Chelsea’s Magda Eriksson isn’t celebrating the addition of a Club World Cup by FIFA just yet, citing a recent uptick in injuries in an op-ed for iNews.

Eriksson noted in the op-ed that she found it “alarming” that FIFA “did not consult the leagues or the players” despite the recent string of serious injuries to players like Vivianne Miedema and Beth Mead.

“Instead, Fifa president Gianni Infantino just announced it out of the blue,” she wrote.

The announcement also came the day after Miedema left the field for Arsenal in tears, an injury that was later announced to be an ACL tear. Her injury, alongside Mead’s less than a month earlier, “only accentuates the need to give more serious thought to player welfare in the women’s game,” Erikkson writes.

“Fifpro, the players’ union, were right to complain about the lack of consultation,” she says. “I’m all for new ideas but you have to think about the players. If you just add more and more games, there’ll come a time when it just becomes too much.”

While the Swedish defender would be excited to play some of the best teams from other leagues, she argues that FIFA should have consulted with the players union. She also reflects on her own experience following the Euros and attempting to cope not only with the loss but how the tournament affected her body when she returned to her club team.
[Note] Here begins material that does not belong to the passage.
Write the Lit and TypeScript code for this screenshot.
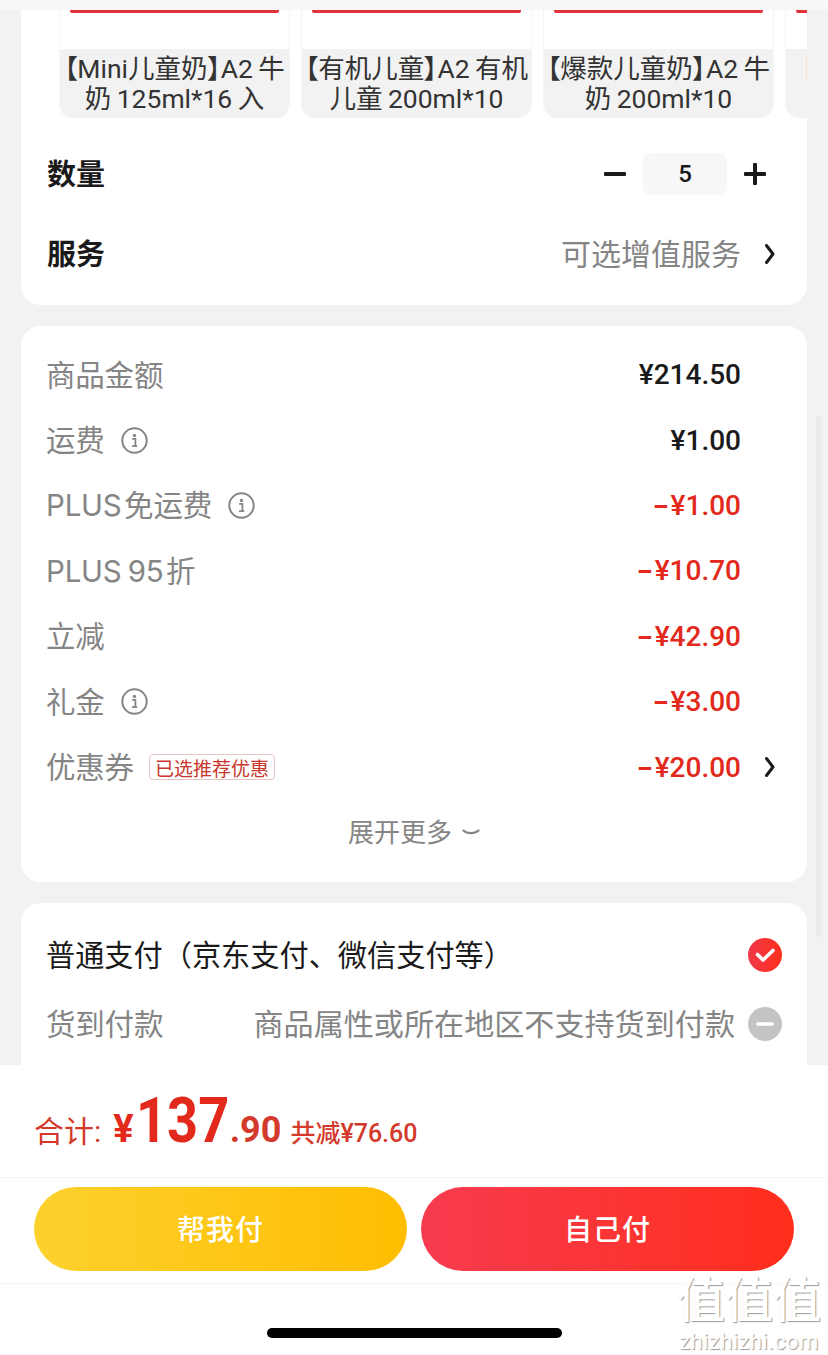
import { LitElement, css, html, svg } from 'lit'
import { customElement } from 'lit/decorators.js'

const products = [
  ['【Mini儿童奶】A2\u2009牛', '奶\u2009125ml*16\u2009入'],
  ['【有机儿童】A2\u2009有机', '儿童\u2009200ml*10'],
  ['【爆款儿童奶】A2\u2009牛', '奶\u2009200ml*10'],
  ['【孕妈奶粉】A2\u2009牛', '奶\u2009200ml*10'],
]

const prices = [
  { label: '商品金额', value: '¥214.50' },
  { label: '运费', value: '¥1.00', info: true },
  { label: 'PLUS\u200a免运费', value: '¥1.00', info: true, red: true },
  { label: 'PLUS 95\u200a折', value: '¥10.70', red: true },
  { label: '立减', value: '¥42.90', red: true },
  { label: '礼金', value: '¥3.00', info: true, red: true },
  { label: '优惠券', value: '¥20.00', red: true, tag: '已选推荐优惠', more: true },
]

const infoIcon = svg`<svg class="info" viewBox="0 0 27 27" fill="none">
  <circle cx="13.5" cy="13.5" r="12.2" stroke="#858585" stroke-width="2"/>
  <circle cx="13.5" cy="8.4" r="1.7" fill="#858585"/>
  <path d="M11.2 11.8h3.2v7.2M11 19.2h5.2" stroke="#858585" stroke-width="1.8"/>
</svg>`

const chevron = svg`<svg class="chevron" viewBox="0 0 12 22" fill="none">
  <path d="M2.5 2.5 9 11 2.5 19.5" stroke="#1a1a1a" stroke-width="3" stroke-linecap="round" stroke-linejoin="round"/>
</svg>`

@customElement('app-root')
export class AppRoot extends LitElement {
  static styles = css`
    :host {
      display: flex;
      flex-direction: column;
      position: relative;
      width: 828px;
      height: 1355px;
      overflow: hidden;
      background: #f2f2f2;
      color: #1a1a1a;
      font-family: Roboto, 'Noto Sans CJK SC', sans-serif;
    }
    .top-strip {
      height: 10px;
      flex: none;
      background: #f7f7f7;
    }
    .scroll {
      flex: 1;
      min-height: 0;
      overflow: hidden;
      padding: 0 21px;
      display: flex;
      flex-direction: column;
      gap: 21px;
    }
    .card {
      background: #fff;
      border-radius: 20px;
      flex: none;
      overflow: hidden;
    }
    .card.sku {
      border-radius: 0 0 20px 20px;
      height: 295px;
    }
    .rail {
      display: flex;
      gap: 11px;
      padding-left: 38px;
    }
    .thumb {
      flex: none;
      width: 231px;
      height: 108px;
      box-sizing: border-box;
      display: flex;
      flex-direction: column;
      border-radius: 0 0 14px 14px;
      overflow: hidden;
      border: 1px solid #f5f5f5;
      border-top: 0;
      border-bottom: 0;
    }
    .photo {
      flex: 1;
      padding: 0 10px;
    }
    .photo i {
      display: block;
      height: 3px;
      background: #e0323a;
      border-radius: 0 0 2px 2px;
    }
    .name {
      height: 69px;
      flex: none;
      margin: 0 -1px;
      background: #f2f2f2;
      color: #333;
      font-size: 26.5px;
      font-feature-settings: 'palt';
      line-height: 30px;
      text-align: center;
      white-space: nowrap;
      display: flex;
      flex-direction: column;
      justify-content: center;
      overflow: hidden;
    }
    .row {
      display: flex;
      align-items: center;
      padding: 0 26px;
    }
    .sku-title {
      font-size: 29px;
      font-weight: 700;
      flex: 1;
      margin-bottom: 4px;
    }
    .qty {
      height: 42px;
      margin-top: 35px;
      padding-right: 41px;
    }
    .service {
      height: 42px;
      margin-top: 38px;
      padding-right: 31px;
    }
    .step {
      width: 22px;
      height: 22px;
      position: relative;
    }
    .step::before,
    .step.plus::after {
      content: '';
      position: absolute;
      background: #1a1a1a;
      border-radius: 1px;
      left: 0;
      right: 0;
      top: 9px;
      height: 4px;
    }
    .step.plus::after {
      left: 9px;
      right: 9px;
      top: 0;
      height: 22px;
      width: 4px;
    }
    .count {
      width: 84px;
      height: 42px;
      margin: 0 17px;
      background: #f7f7f7;
      border-radius: 8px;
      display: flex;
      align-items: center;
      justify-content: center;
      font-size: 24px;
      font-weight: 500;
    }
    .hint {
      color: #858585;
      font-size: 30px;
      margin-bottom: 4px;
    }
    .chevron {
      width: 12px;
      height: 22px;
      flex: none;
      margin-left: 23px;
    }
    .card.price {
      height: 556px;
      padding-top: 16px;
      box-sizing: border-box;
    }
    .price-row {
      height: 65.4px;
      padding-right: 31px;
    }
    .label {
      color: #858585;
      font-family: Inter, 'Noto Sans CJK SC', sans-serif;
      font-size: 29.5px;
      letter-spacing: -0.2px;
      word-spacing: -2px;
      white-space: nowrap;
      margin: 0 0 4px -1px;
    }
    .info {
      width: 27px;
      height: 27px;
      flex: none;
      margin-left: 16px;
    }
    .tag {
      margin-left: 15px;
      height: 26px;
      box-sizing: border-box;
      padding: 0 5px;
      display: flex;
      align-items: center;
      border: 1px solid #e6c4c0;
      border-radius: 4px;
      color: #c8362c;
      font-size: 19px;
      white-space: nowrap;
    }
    .value {
      margin-left: auto;
      margin-right: 35px;
      font-size: 28px;
      font-weight: 500;
      white-space: nowrap;
    }
    .value.red::before {
      content: '-';
      display: inline-block;
      margin-right: 1px;
      font-weight: 700;
      transform: scaleX(1.6);
      transform-origin: right;
    }
    .with-more .value {
      margin-right: 0;
    }
    .red {
      color: #e2291c;
    }
    .expand {
      height: 65px;
      box-sizing: border-box;
      padding-bottom: 4px;
      display: flex;
      align-items: center;
      justify-content: center;
      gap: 10px;
      color: #858585;
      font-size: 26px;
    }
    .expand svg {
      width: 18px;
      height: 9px;
      margin-top: 4px;
    }
    .card.pay {
      height: 200px;
      padding-top: 17px;
      box-sizing: border-box;
    }
    .pay-row {
      height: 69px;
      padding-right: 25px;
      justify-content: space-between;
    }
    .pay-title {
      font-size: 29.2px;
      color: #1a1a1a;
      white-space: nowrap;
      margin: 0 0 4px -1px;
    }
    .pay-note {
      color: #858585;
      font-size: 30.1px;
      margin-left: auto;
      margin-right: 13px;
      white-space: nowrap;
      margin-bottom: 4px;
    }
    .mark {
      width: 34px;
      height: 34px;
      flex: none;
    }
    .sheet {
      flex: none;
      height: 290px;
      background: #fff;
      display: flex;
      flex-direction: column;
    }
    .total {
      height: 113px;
      flex: none;
      box-sizing: border-box;
      padding: 26px 34px 0;
      display: flex;
      align-items: baseline;
      color: #d33a2c;
      white-space: nowrap;
      border-bottom: 1px solid #f5f5f5;
    }
    .total .sum {
      font-size: 30px;
    }
    .total .yen {
      font-size: 38px;
      font-weight: 700;
      color: #e2291c;
      margin-left: 12px;
    }
    .total .big {
      display: inline-block;
      width: 94px;
      font-size: 63px;
      line-height: 60px;
      font-weight: 700;
      color: #e2291c;
      margin-left: 2px;
      transform: scaleX(0.86);
      transform-origin: left;
    }
    .total .cents {
      font-size: 36px;
      font-weight: 700;
      color: #d33a2c;
    }
    .total .saved {
      font-size: 25px;
      font-weight: 500;
      margin-left: 9px;
    }
    .actions {
      height: 106px;
      flex: none;
      box-sizing: border-box;
      padding: 9px 34px 12px;
      display: flex;
      gap: 14px;
      border-bottom: 1px solid #f5f5f5;
    }
    .btn {
      flex: 1;
      height: 84px;
      border: 0;
      padding: 0 0 3px;
      border-radius: 42px;
      color: #fff;
      font: 500 28px Roboto, 'Noto Sans CJK SC', sans-serif;
      letter-spacing: 1px;
    }
    .btn.friend {
      background: linear-gradient(90deg, #fdd12e, #ffbd00);
    }
    .btn.self {
      background: linear-gradient(90deg, #f73b4f, #ff2e1c);
    }
    .home {
      flex: 1;
      display: flex;
      justify-content: center;
      padding-top: 44px;
    }
    .home i {
      width: 295px;
      height: 10px;
      border-radius: 5px;
      background: #000;
    }
    .scrollbar {
      position: absolute;
      left: 816px;
      top: 415px;
      width: 5px;
      height: 522px;
      border-radius: 3px;
      background: #eaeaea;
    }
    .watermark {
      position: absolute;
      left: 676px;
      top: 1272px;
      width: 146px;
      text-align: center;
      color: #fff;
      text-shadow: 1px 1px 1px #9a9a9a;
      white-space: nowrap;
    }
    .watermark b {
      display: block;
      font-size: 48px;
      line-height: 58px;
      font-weight: 500;
    }
    .watermark span {
      display: block;
      font-size: 22px;
      line-height: 24px;
      letter-spacing: 0.4px;
    }
  `

  render() {
    return html`
      <div class="top-strip"></div>
      <div class="scroll">
        <section class="card sku">
          <div class="rail">
            ${products.map(
              ([a, b]) => html`
                <div class="thumb">
                  <div class="photo"><i></i></div>
                  <div class="name"><span>${a}</span><span>${b}</span></div>
                </div>
              `
            )}
          </div>
          <div class="row qty">
            <span class="sku-title">数量</span>
            <span class="step"></span>
            <span class="count">5</span>
            <span class="step plus"></span>
          </div>
          <div class="row service">
            <span class="sku-title">服务</span>
            <span class="hint">可选增值服务</span>
            ${chevron}
          </div>
        </section>

        <section class="card price">
          ${prices.map(
            (p) => html`
              <div class="row price-row ${p.more ? 'with-more' : ''}">
                <span class="label">${p.label}</span>
                ${p.info ? infoIcon : ''}
                ${p.tag ? html`<span class="tag">${p.tag}</span>` : ''}
                <span class="value ${p.red ? 'red' : ''}">${p.value}</span>
                ${p.more ? chevron : ''}
              </div>
            `
          )}
          <div class="expand">
            <span>展开更多</span>
            <svg viewBox="0 0 18 9" fill="none">
              <path d="M1.5 2.5C5 6 13 6 16.5 2.5" stroke="#858585" stroke-width="2.2" stroke-linecap="round"/>
            </svg>
          </div>
        </section>

        <section class="card pay">
          <div class="row pay-row">
            <span class="pay-title">普通支付（京东支付、微信支付等）</span>
            <svg class="mark" viewBox="0 0 34 34">
              <defs>
                <linearGradient id="chk" x1="0" x2="1">
                  <stop offset="0" stop-color="#f0394a"/>
                  <stop offset="1" stop-color="#ff2e1c"/>
                </linearGradient>
              </defs>
              <circle cx="17" cy="17" r="17" fill="url(#chk)"/>
              <path d="M9.5 16.5 15 22 25 12.5" fill="none" stroke="#fff" stroke-width="3.6" stroke-linecap="round" stroke-linejoin="round"/>
            </svg>
          </div>
          <div class="row pay-row">
            <span class="label">货到付款</span>
            <span class="pay-note">商品属性或所在地区不支持货到付款</span>
            <svg class="mark" viewBox="0 0 34 34">
              <circle cx="17" cy="17" r="17" fill="#c4c4c4"/>
              <path d="M10 17h14" stroke="#fff" stroke-width="3.6" stroke-linecap="round"/>
            </svg>
          </div>
        </section>
      </div>

      <footer class="sheet">
        <div class="total">
          <span class="sum">合计:</span>
          <span class="yen">¥</span>
          <span class="big">137</span>
          <span class="cents">.90</span>
          <span class="saved">共减¥76.60</span>
        </div>
        <div class="actions">
          <button class="btn friend">帮我付</button>
          <button class="btn self">自己付</button>
        </div>
        <div class="home"><i></i></div>
      </footer>

      <div class="scrollbar"></div>
      <div class="watermark"><b>值值值</b><span>zhizhizhi.com</span></div>
    `
  }
}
“When I went back into Chelsea, I had issues with tendinopathy – inflammation in my hamstring and achilles, which is the product of overloading,” she writes. “Every footballer has it somewhere once they reach a certain age, yet it was clear to me my body was struggling.”

Some of her teammates, she says, “are still feeling fatigued from the Euro.”

A two week break like that between the Euros tournament and the beginning of the Women’s Super League season, she notes, isn’t enough for players to recover.

“Next year’s World Cup will start on 20 July and end on 20 August,” she says. “It means you get a few weeks off before the tournament but you end up wanting to stay fit and doing some training on your own. It’s afterwards when you need the break and, as I’ve mentioned above, I don’t think two weeks is enough.

“This is the personal cost that players face and it’s sad to see a loved one like that – yet another reason, therefore, why I feel so passionate about protecting my fellow players.”